All analytical models, whether they are supervised (classification and prediction), semi-supervised (text mining and network analysis), or unsupervised (clustering and association rules), take into consideration most of the structured information that companies currently hold in their databases.
They include information about customer characteristics, the products and services that they offer, and how customers interact with them. They include financial inputs such as credit rating, payment history, late payment durations, and so forth. All of this information, however, describes only a limited part of the end-consumer’s behavior. In other words, we really can’t say too much about an individual customer’s profile, but we can describe how they behave in a single scenario, like when using the company’s products and services.
You could say that, based on my historical data, I am an aggressive buyer of high-tech gadgets. And it is just as possible to state, based on my buying history, which I work hard to purchase high-tech products in advance. But this behavior doesn’t replicate to other situations, like my conservative financial investment behavior. I also might be very price sensitive regarding telecommunications services, but on the other hand, I may not be sensitive to aspects such as quality when it comes to hotel rooms. The important thing to keep in mind is that there isn’t an overall understanding of behavior. Instead, behavior is always in relation to something, to hotels, financial investments, or telecommunication preferences.
Consider for a moment, understanding and even predicting behavior in a telecommunications scenario. Most analytical models consider call frequency and duration, demographic information about the consumer, billing and payment history, and—when available and in reasonable quality—historical contacts with customer care channels. Based on such data, companies are able to build the majority of the analytical models used to examine common business issues such as product/service cross-sell or up-sell, churn, revenue leakage, risk specification, or fraud detection.
Furthermore, for classification problems (that is, the ones that use a target class for training), historical information is quite crucial in that it teaches the model which behavior is most highly relevant to that particular event. What are the main characteristics for all customers who bought some particular product? How do they behave before this purchasing event? Which variables were most relevant to describe the business event or triggered it? Historical data, when it is in relation to a particular business event, teaches the analytical model to foresee the likelihood for each customer to perform when exposed to a similar event.
However, this is a purely mathematical approach.

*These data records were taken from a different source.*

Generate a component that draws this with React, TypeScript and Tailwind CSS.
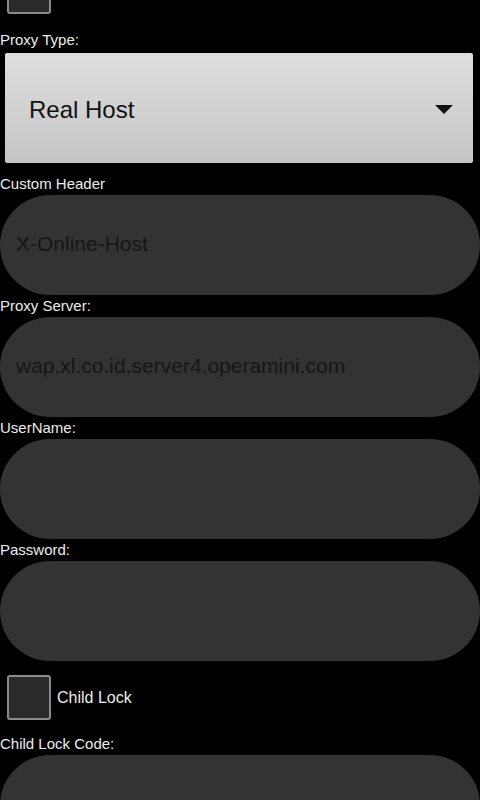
import { useState } from "react";

const font = { fontFamily: '"Liberation Sans", Arial, sans-serif' };

const Field = ({ label, value }: { label: string; value?: string }) => (
  <div>
    <div className="text-[15px] leading-[22px] text-[#ececec]">{label}</div>
    <div className="h-[100px] rounded-full bg-[#333333] flex items-center pl-4">
      <span className="text-[21px] text-[#161616] -mt-[3px]">{value}</span>
    </div>
  </div>
);

const CheckBox = ({ checked, onClick, className = "" }: { checked: boolean; onClick: () => void; className?: string }) => (
  <button
    onClick={onClick}
    className={`w-[44px] h-[45px] rounded-[3px] border-2 border-[#8a8a8a] bg-[#2a2a2a] flex items-center justify-center ${className}`}
  >
    {checked && <span className="text-[#33b5e5] text-2xl leading-none">✓</span>}
  </button>
);

export default function App() {
  const [lock, setLock] = useState(false);
  const [top, setTop] = useState(false);

  return (
    <div className="w-[480px] h-[800px] bg-black overflow-hidden" style={font}>
      <div className="pl-[7px] h-[14px] overflow-hidden">
        <CheckBox checked={top} onClick={() => setTop(!top)} className="-mt-[31px]" />
      </div>

      <div className="mt-[15px] text-[15px] leading-[22px] text-[#ececec]">Proxy Type:</div>
      <div className="ml-[5px] mr-[7px] mt-[2px] h-[110px] rounded-[2px] bg-gradient-to-b from-[#dedede] to-[#c5c5c5] flex items-center pl-6 pr-5">
        <span className="flex-1 text-[24px] text-[#111111] mt-[3px]">Real Host</span>
        <svg width="18" height="9" viewBox="0 0 18 9" className="mt-[3px]">
          <polygon points="0,0 18,0 9,9" fill="#111111" />
        </svg>
      </div>

      <div className="mt-[10px]">
        <Field label="Custom Header" value="X-Online-Host" />
        <Field label="Proxy Server:" value="wap.xl.co.id.server4.operamini.com" />
        <Field label="UserName:" />
        <Field label="Password:" />
      </div>

      <div className="mt-[14px] flex items-center pl-[7px] gap-[6px]">
        <CheckBox checked={lock} onClick={() => setLock(!lock)} />
        <span className="text-[16px] text-[#ececec]">Child Lock</span>
      </div>

      <div className="mt-[13px]">
        <Field label="Child Lock Code:" />
      </div>
    </div>
  );
}
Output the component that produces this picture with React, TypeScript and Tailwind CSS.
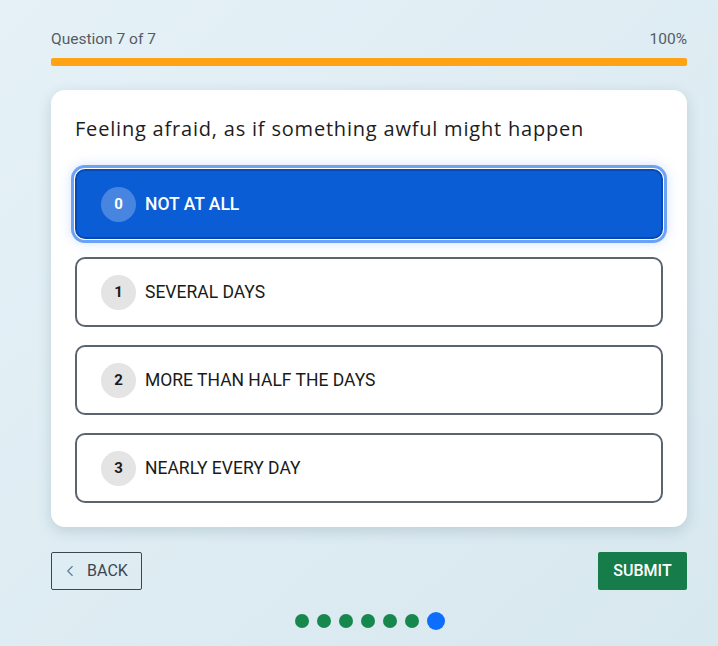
import { ChevronLeft } from 'lucide-react'

const options = [
  { value: 0, label: 'NOT AT ALL' },
  { value: 1, label: 'SEVERAL DAYS' },
  { value: 2, label: 'MORE THAN HALF THE DAYS' },
  { value: 3, label: 'NEARLY EVERY DAY' },
]

const selected = 0

export default function App() {
  return (
    <div className="min-h-[646px] w-full bg-gradient-to-br from-[#e5f1f7] to-[#d8e8ef] font-['Roboto',sans-serif]">
      <div className="ml-[51px] w-[636px] pt-[27px]">
        <div className="flex items-center justify-between text-[15.5px] leading-[24px] text-[#555c63]">
          <span>Question 7 of 7</span>
          <span>100%</span>
        </div>
        <div className="mt-[7px] h-[8px] w-full rounded-[2px] bg-[#ffa214]" />

        <div className="mt-[24px] rounded-[14px] bg-white px-6 pb-6 pt-[24px] shadow-[0_4px_14px_rgba(40,70,90,0.18)]">
          <h1 className="font-['Open_Sans',sans-serif] text-[20px] leading-[30px] tracking-[0.8px] text-[#1d1d1d]">
            Feeling afraid, as if something awful might happen
          </h1>
          <div className="mt-[25px] flex flex-col gap-[18px]">
            {options.map((o) => {
              const active = o.value === selected
              return (
                <button
                  key={o.value}
                  className={
                    active
                      ? 'flex h-[70px] items-center gap-[9px] rounded-[10px] border-2 border-[#0848b5] bg-[#0b5dd6] px-6 text-left text-white shadow-[0_0_0_1px_#ffffff,0_0_0_4px_#6aa3f6,0_0_12px_4px_rgba(80,140,240,0.25)]'
                      : 'flex h-[70px] items-center gap-[9px] rounded-[10px] border-2 border-[#5b6570] bg-white px-6 text-left text-[#1a1a1a]'
                  }
                >
                  <span
                    className={
                      active
                        ? 'flex h-[35px] w-[35px] items-center justify-center rounded-full bg-white/25 text-[15px] font-bold'
                        : 'flex h-[35px] w-[35px] items-center justify-center rounded-full bg-[#e4e4e4] text-[15px] font-bold'
                    }
                  >
                    {o.value}
                  </span>
                  <span className={active ? 'text-[17.5px] font-medium' : 'text-[17.5px]'}>{o.label}</span>
                </button>
              )
            })}
          </div>
        </div>

        <div className="mt-[25px] flex items-center justify-between">
          <button className="flex h-[38px] w-[91px] items-center justify-center gap-[8px] rounded-[2px] border border-[#3d4650] text-[16px] text-[#3d4650]">
            <ChevronLeft size={18} strokeWidth={1.5} className="-ml-1 text-[#5a7a9a]" />
            BACK
          </button>
          <button className="h-[38px] w-[89px] rounded-[2px] bg-[#167c4a] text-[16px] font-medium text-white">
            SUBMIT
          </button>
        </div>

        <div className="mt-[22px] flex items-center justify-center gap-[8px] pl-[2px]">
          {[0, 1, 2, 3, 4, 5].map((i) => (
            <span key={i} className="h-[14px] w-[14px] rounded-full bg-[#16884e]" />
          ))}
          <span className="h-[18px] w-[18px] rounded-full bg-[#0d6efd]" />
        </div>
      </div>
    </div>
  )
}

Even more specifically, it is a purely statistical approach. The analytical model teaching, also called the training process, is based on the average customers’ behavior. However all customers with similar past behavior will not proceed in the same way, will not purchase the same product, will not consume the same service in the same way, and so on.
For example, according to my past behavior, and as represented in my historical data, I might be about to purchase a particular bundle of telecommunications services because customers who have been behaving like me have bought this bundle in the past, after a similar sequence of events. So, it is quite reasonable for any company to think that now is my turn.
Then, the week that I’m going to buy that bundle approaches. Most unfortunately, one special Sunday afternoon, my soccer team lost the derby. It was the final match of the championship, and we lost to our biggest rival.
So instead, my forthcoming week is a sequence of five long days of frustration from the loss, and I’m certainly not in the mood to buy anything. Instead, I hide myself and simply wait for time to move on. This completely external event was not considered by the model and yet has changed everything to do with the accuracy of my predicted behavior. Statistically I should have purchase the bundle that week, and the likelihood of it would be around 87 percent. Unfortunately, the analytical model didn’t take into account that possible result for the final match. And with great sadness, this particular variable—the result of the final match—was indeed most relevant in my actualized behavior. It is the single factor that made all difference in me buying something or not.
These external influences happen all the time in our lives. Very often they impact analytical models, especially those that are defined for business purposes. It is not possible to consider all variables, all attributes, all information required to create a particular inference. Everything in modeling is about an approximation. As my historical behavior was quite similar to other customers who did buy that particular bundle, my likelihood of purchasing the same bundle might also be very high. But it isn’t a definite or a sure thing that I will buy it at all. It is just an approximation. It might be a high and accurate approximation, but in the end, it is just a simple approximation. The likelihood assigned to each customer is simply an approximation of how they might eventually behave in relation to a particular business event.
This fact shouldn’t push us to give up on analytical endeavors. As a matter of fact, it should do just the opposite.
It hopefully brings us even closer to understanding the true value of analytics. Unexpected events will always take place, and they will always impact predicted outcomes. Analytical models work well for the majority of cases, for most of the observations, and in most applications. Unexpected or uncontrolled events will always occur and typically affect a few observations within the entire modeling scenario. However, there are some events that will impact the entire analysis population, like a war, an earthquake, or a hurricane, and as such, a new historical behavior is built.
Analytical methods that understand the past and that are prepared to explain present circumstances do provide forecasts into the future that improve business decisions. However, there are several unimagined and unforeseen events that impact analytic results. These events create the boundary between art and science in analytical modelling.
The formula to predict a particular event works a lot like the standard conditions for temperature and pressure in chemistry. If everything is right, if the temperature is in the expected range, as well as the pressure, then the formula forecasts the outcome quite well. While we certainly can have exceptions, the formula is just a way to model a particular scenario and be aware of what is coming next, and what could be expected in certain conditions. Likewise in science, and several other disciplines, this approach is the closest we can get to being in touch with reality. It is much more enlightened than doing nothing. The key is to properly understand what is happening in order to dramatically increase your model’s usefulness.